[PATCH 2/2] arm64/mm: Reject memory removal that splits a kernel leaf mapping
Anshuman Khandual
anshuman.khandual at arm.com
Mon Feb 2 03:06:31 PST 2026
On 02/02/26 3:12 PM, Ryan Roberts wrote:
> On 02/02/2026 04:26, Anshuman Khandual wrote:
>> Linear and vmemmap mapings that get teared down during a memory hot remove
>> operation might contain leaf level entries on any page table level. If the
>> requested memory range's linear or vmemmap mappings falls within such leaf
>> entries, new mappings need to be created for the remaning memory mapped on
>> the leaf entry earlier, following standard break before make aka BBM rules.
>
> I think it would be good to mention that the kernel cannot tolerate BBM so
> remapping to fine grained leaves would not be possible on systems without
> BBML2_NOABORT.
Sure will add that.
>
>>
>> Currently memory hot remove operation does not perform such restructuring,
>> and so removing memory ranges that could split a kernel leaf level mapping
>> need to be rejected.
>
> Perhaps it is useful to mention that while memory_hotplug.c does appear to
> permit hot-unplugging arbitrary ranges of memory, the higher layers that drive
> memory_hotplug (e.g. ACPI, virtio, ...) all appear to treat memory as fixed size
> devices so it is impossible to hotunplug a different amount than was previously
> hotplugged, and so we should never see a rejection in practice, but adding the
> check makes us robust against a future change.

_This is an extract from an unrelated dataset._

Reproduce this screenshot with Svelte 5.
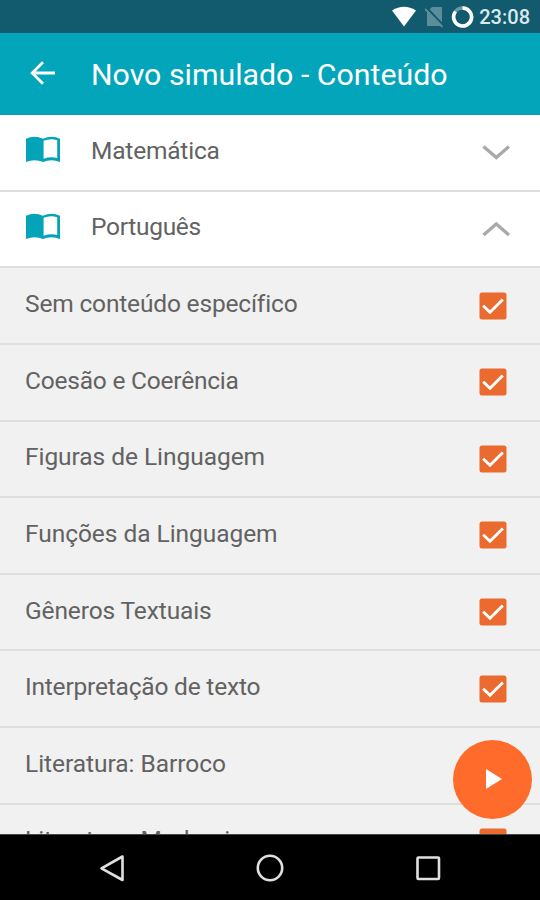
<script>
  const subjects = [
    { name: 'Matemática', open: false, tracking: -0.2 },
    { name: 'Português', open: true, tracking: -0.3 }
  ];
  const topics = [
    { name: 'Sem conteúdo específico', tracking: -0.17 },
    { name: 'Coesão e Coerência', tracking: -0.22 },
    { name: 'Figuras de Linguagem', tracking: -0.05 },
    { name: 'Funções da Linguagem', tracking: -0.05 },
    { name: 'Gêneros Textuais', tracking: -0.12 },
    { name: 'Interpretação de texto', tracking: -0.2 },
    { name: 'Literatura: Barroco', tracking: -0.04 },
    { name: 'Literatura: Modernismo', tracking: -0.04 }
  ];
</script>

<div class="screen">
  <div class="status">
    <svg class="wifi" width="26" height="22" viewBox="0 0 26 22"><path d="M13 20.5 1 4.5Q13-3 25 4.5Z" fill="#fff" /></svg>
    <svg class="sim" width="19" height="22" viewBox="0 0 19 22">
      <path d="M7 1H17V20H2V6Z" fill="#5b8d9b" />
      <path d="M1 1 19 20" stroke="#125a6e" stroke-width="2" />
      <path d="M0 3 17.500 21" stroke="#5b8d9b" stroke-width="1.8" />
    </svg>
    <svg class="battery" width="23" height="24" viewBox="0 0 23 24">
      <circle cx="11.5" cy="12" r="9" fill="none" stroke="#6998a5" stroke-width="3.4" />
      <path d="M11.5 3A9 9 0 1 1 4.5 6.5" fill="none" stroke="#fff" stroke-width="3.6" />
    </svg>
    <span class="clock">23:08</span>
  </div>

  <header>
    <svg width="26" height="24" viewBox="0 0 26 24" fill="none" stroke="#fff" stroke-width="2.8">
      <path d="M26 12H4M14 1.2 3.2 12 14 22.8" />
    </svg>
    <h1>Novo simulado - Conteúdo</h1>
  </header>

  <main>
    {#each subjects as subject}
      <div class="row subject">
        <svg class="book" width="34" height="27" viewBox="0 0 34 27">
          <path d="M0 2.8Q8.5-1.2 17 2.8Q25.5-1.2 34 2.8V26Q25.5 22.5 17 26Q8.5 22.5 0 26Z" fill="#03a4b7" />
          <path d="M17.6 4.8Q24.500 1.8 31.200 4.300V22Q24.500 20.300 17.6 22.8Z" fill="#fff" />
        </svg>
        <span class="label" style="letter-spacing: {subject.tracking}px">{subject.name}</span>
        <svg class="chevron" width="28" height="16" viewBox="0 0 28 16" fill="none" stroke="#a9a9a9" stroke-width="3.3">
          <path d={subject.open ? 'M1.5 14 14.300 3 27 14' : 'M1.5 2.500 14.300 13.500 27 2.500'} />
        </svg>
      </div>
    {/each}
    {#each topics as topic}
      <div class="row topic">
        <span class="label" style="letter-spacing: {topic.tracking}px">{topic.name}</span>
        <svg class="check" width="28" height="28" viewBox="0 0 28 28">
          <rect x=".5" y=".5" width="27" height="27" rx="2.5" fill="#ea6a2f" />
          <path d="M4.2 13.8 11 20.3 23.8 7.5" fill="none" stroke="#fff" stroke-width="2.9" />
        </svg>
      </div>
    {/each}
    <button class="fab" aria-label="Iniciar">
      <svg width="16" height="20" viewBox="0 0 16 20"><path d="M0 0 16 10 0 20Z" fill="#fff" /></svg>
    </button>
  </main>

  <nav>
    <svg width="40" height="40" viewBox="0 0 40 40"><path d="M30.5 8.5V32L9.5 20.3Z" /></svg>
    <svg width="40" height="40" viewBox="0 0 40 40"><circle cx="20" cy="20" r="12.2" /></svg>
    <svg width="40" height="40" viewBox="0 0 40 40"><rect x="9.5" y="9.5" width="21.5" height="21.5" rx="1" /></svg>
  </nav>
</div>

<style>
  .screen {
    width: 540px;
    height: 900px;
    overflow: hidden;
    display: flex;
    flex-direction: column;
    font-family: Roboto, sans-serif;
    background: #f1f1f1;
  }
  .status {
    height: 33px;
    flex: none;
    box-sizing: border-box;
    padding-right: 10px;
    background: #125a6e;
    display: flex;
    align-items: center;
    justify-content: flex-end;
  }
  .wifi { margin-right: 8px; }
  .sim { margin-right: 7px; }
  .battery { margin-right: 5px; }
  .clock {
    color: #dce9ec;
    font-size: 20px;
    font-weight: 500;
    line-height: 33px;
    padding-top: 2px;
  }
  header {
    height: 82px;
    flex: none;
    box-sizing: border-box;
    padding-left: 29px;
    background: #02a5b9;
    border-bottom: 1px solid #1497a8;
    display: flex;
    align-items: center;
    gap: 36px;
  }
  header svg { margin-bottom: 1px; }
  h1 {
    margin: 2px 0 0;
    color: #fff;
    font-size: 30.3px;
    font-weight: 400;
    line-height: 40px;
    white-space: nowrap;
  }
  main {
    position: relative;
    height: 719px;
    flex: none;
    overflow: hidden;
  }
  .row {
    height: 76.625px;
    box-sizing: border-box;
    border-bottom: 2px solid #dedede;
    padding: 0 33px 0 25px;
    display: flex;
    align-items: center;
    color: #626262;
  }
  .subject {
    background: #fff;
    padding: 0 30px 0 26px;
  }
  .label {
    flex: 1;
    font-size: 24.5px;
    line-height: 30px;
    white-space: nowrap;
    margin-bottom: 3px;
  }
  .book {
    margin-right: 31px;
    margin-bottom: 5px;
  }
  .fab {
    position: absolute;
    left: 453px;
    top: 625px;
    width: 79px;
    height: 79px;
    border: 0;
    border-radius: 50%;
    padding: 0 0 2px 3px;
    background: #ff6b2b;
    display: flex;
    align-items: center;
    justify-content: center;
  }
  nav {
    flex: 1;
    box-sizing: border-box;
    background: #000;
    border-top: 1px solid #444;
    display: flex;
    align-items: center;
    justify-content: space-between;
    padding: 0 92px;
  }
  nav svg {
    fill: none;
    stroke: #e0e0e0;
    stroke-width: 2.6;
    stroke-linejoin: round;
  }
</style>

Agreed, will update the commit message.
>
>>
>> Cc: Catalin Marinas <catalin.marinas at arm.com>
>> Cc: Will Deacon <will at kernel.org>
>> Cc: linux-arm-kernel at lists.infradead.org
>> Cc: linux-kernel at vger.kernel.org
>> Closes: https://lore.kernel.org/all/aWZYXhrT6D2M-7-N@willie-the-truck/
>> Fixes: bbd6ec605c0f ("arm64/mm: Enable memory hot remove")
>> Cc: stable at vger.kernel.org
>> Suggested-by: Ryan Roberts <ryan.roberts at arm.com>
>> Signed-off-by: Anshuman Khandual <anshuman.khandual at arm.com>
>> ---
>> arch/arm64/mm/mmu.c | 126 ++++++++++++++++++++++++++++++++++++++++++++
>> 1 file changed, 126 insertions(+)
>>
>> diff --git a/arch/arm64/mm/mmu.c b/arch/arm64/mm/mmu.c
>> index 8ec8a287aaa1..9d59e10fb3de 100644
>> --- a/arch/arm64/mm/mmu.c
>> +++ b/arch/arm64/mm/mmu.c
>> @@ -2063,6 +2063,129 @@ void arch_remove_memory(u64 start, u64 size, struct vmem_altmap *altmap)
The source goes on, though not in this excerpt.